The Court of Appeals next turned to the issue of whether Auto-Owners should be estopped from raising MCL 500.3163(1) as a defense based on the “mend the hold” doctrine.  The Court observed that in Smit v State Farm Mut Auto Ins Co, 207 Mich App 674 (1994), it held that the “mend the hold” doctrine does not apply in cases where “application would result in broadening the coverage of a policy, such that it would ‘cover a loss it never covered by its terms,’ ”  However, in Lee v Evergreen Regency Co-op & Mgt Sys, Inc, 151 Mich App 281 (1986), the Court identified two exceptional classes of cases, in which estoppel can be used “ ‘to bring within coverage risks not covered by the policy terms’ ”: 

“The first class involves companies which have rejected claims of coverage and declined to defend their insureds in the underlying litigation. In these instances, the Court has held that the insurance company cannot later raise issues that were or should have been raised in the underlying action. . . . 

The second class of cases allowing the limits of a policy to be expanded by estoppel or waiver . . . involves instances where the inequity of forcing the insurer to pay on a risk for which it never collected premiums is outweighed by the inequity suffered by the insured because of the insurance company’s actions.
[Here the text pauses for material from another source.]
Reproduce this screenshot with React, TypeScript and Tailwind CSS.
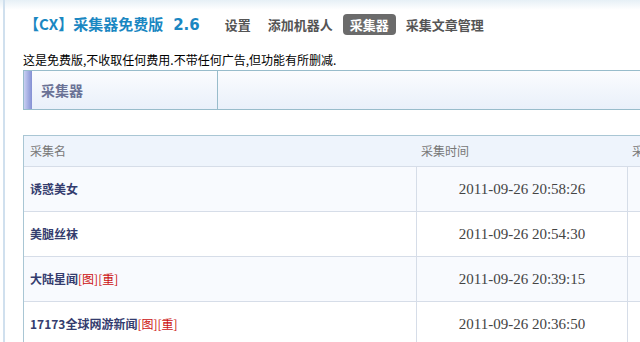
import React from "react";

const cjk = '"Noto Sans CJK SC", "DejaVu Sans", sans-serif';

const rows = [
  { name: "诱惑美女", time: "2011-09-26 20:58:26", tags: false },
  { name: "美腿丝袜", time: "2011-09-26 20:54:30", tags: false },
  { name: "大陆星闻", time: "2011-09-26 20:39:15", tags: true },
  { name: "17173全球网游新闻", time: "2011-09-26 20:36:50", tags: true },
];

export default function App() {
  return (
    <div className="relative h-[342px] w-[640px] overflow-hidden bg-white" style={{ fontFamily: cjk }}>
      <div className="absolute left-0 top-0 h-[10px] w-full bg-gradient-to-b from-[#e6f0f6] to-white" />
      <div className="relative ml-[3px] h-full border-l-2 border-[#d0e0ee] pl-[18px]">
        {/* title + nav */}
        <div className="flex h-[50px] items-center pb-[2px] pt-[1px]">
          <div className="ml-[1px] text-[15px] font-bold text-[#1a87c2] whitespace-nowrap">
            【CX】采集器免费版<span className="ml-[10px]" style={{ fontFamily: '"DejaVu Sans", sans-serif' }}>2.6</span>
          </div>
          <nav className="ml-[23px] flex items-center text-[13px] font-bold text-[#555]">
            <span className="px-[2px]">设置</span>
            <span className="ml-[15px]">添加机器人</span>
            <span className="ml-[10px] rounded-[4px] bg-[#6b6b6b] px-[7px] py-[1px] text-white">采集器</span>
            <span className="ml-[10px]">采集文章管理</span>
          </nav>
        </div>
        {/* intro */}
        <div className="h-[20px] text-[12px] leading-[20px] text-black whitespace-nowrap">
          这是免费版,不收取任何费用.不带任何广告,但功能有所删减.
        </div>
        {/* header box */}
        <div className="flex h-[40px] w-[900px] border border-[#98bccb] bg-gradient-to-b from-[#fbfcfe] to-[#e9f0fa]">
          <div className="flex w-[194px] items-stretch border-r border-[#98bccb]">
            <div className="w-[8px] bg-gradient-to-r from-[#c9cff2] to-[#8490d3]" />
            <div className="ml-[9px] flex items-center text-[14px] font-bold text-[#6a7296]">采集器</div>
          </div>
          <div className="flex-1" />
        </div>
        {/* table */}
        <div className="mt-[25px] w-[900px] border-l border-t border-[#a9c6d4]">
          <div className="flex h-[31px] items-center border-b border-[#d6dde8] bg-[#eef4fc] text-[12px] text-[#777]">
            <div className="w-[392px] pl-[6px]">采集名</div>
            <div className="w-[211px] pl-[5px]">采集时间</div>
            <div className="pl-[5px]">采集</div>
          </div>
          {rows.map((r, i) => (
            <div
              key={i}
              className={`flex h-[45px] items-stretch border-b border-[#d6dde8] ${i % 2 === 0 ? "bg-[#f8fafe]" : "bg-white"}`}
            >
              <div className="flex w-[392px] items-center pl-[6px] text-[12px] whitespace-nowrap">
                <span className="font-bold text-[#343c6e]">{r.name}</span>
                {r.tags && <span className="text-[#cc1111]">[图][重]</span>}
              </div>
              <div
                className="flex w-[211px] items-center justify-center border-l border-[#d6dde8] text-[15px] text-[#444]"
                style={{ fontFamily: '"Liberation Serif", "DejaVu Serif", serif' }}
              >
                {r.time}
              </div>
              <div className="flex-1 border-l border-[#d6dde8]" />
            </div>
          ))}
        </div>
      </div>
    </div>
  );
}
The insurance company has either misrepresented the terms of the policy to the insured or defended the insured without reserving the right to deny coverage. [Id. at 286-287 (citations omitted).]” 

In this case, application of the “mend the hold” doctrine would broaden the coverage of the Auto-Owners policy such that it would cover a loss Auto-Owners was not required to cover under the policy or the no-fault act, and the Court of Appeals held that this case did not fall under either class of exceptional cases identified in Lee.  It clearly did not fall under the first class, as there was “no underlying action in which defendant could have raised the arguments now at issue,” nor did it fall under the second class. despite Carter’s argument regarding prejudice—specifically, that “if defendant is found not liable, [Carter] will be unable to collect any of the PIP benefits to which he is statutorily entitled from any other insurers as those claims would be barred by the one-year-back rule.”  Any such detriment, according to the Court, would be solely attributable to Carter’s decision to name only Auto-Owners in this action, not to Auto-Owners original basis for denying his claim.

“Plaintiff argues that he will be prejudiced if defendant is able to raise this belated argument for non-coverage because, if defendant is found not liable, plaintiff will be unable to collect any of the PIP benefits to which he is statutorily entitled from any other insurers as those claims would be barred by the one-year-back rule. This, however, is the result of plaintiff’s decision to name only defendant in this action, and is not related to defendant’s belated argument under MCL 500.3163. 

Plaintiff counters that when he named only defendant as a party to this suit, he did so in reliance on defendant’s stated reason for denying his claim in the initial denial letter. Accepting this as true, plaintiff was simply not justified in relying on defendant’s denial letter to file his complaint against defendant only. The letter in no way suggested that defendant was the only insurer possibly liable for plaintiff’s PIP benefits. To the contrary, the letter explicitly directed plaintiff to the appropriate insurer to cover his claim—Ragland’s insurer, Farm Bureau. Plaintiff alone is responsible for his decision to name only defendant in this action. To any extent that plaintiff relied on defendant’s initial denial letter in naming only defendant as a party to this suit, the reliance was not justifiable. Accord Lee, 151 Mich App at 288 (holding that the plaintiff’s case did not fall into the ‘second class of cases,’ and thus estoppel did not apply, because the ‘plaintiff’s reliance on Lexington’s denial letter was not justifiable’).”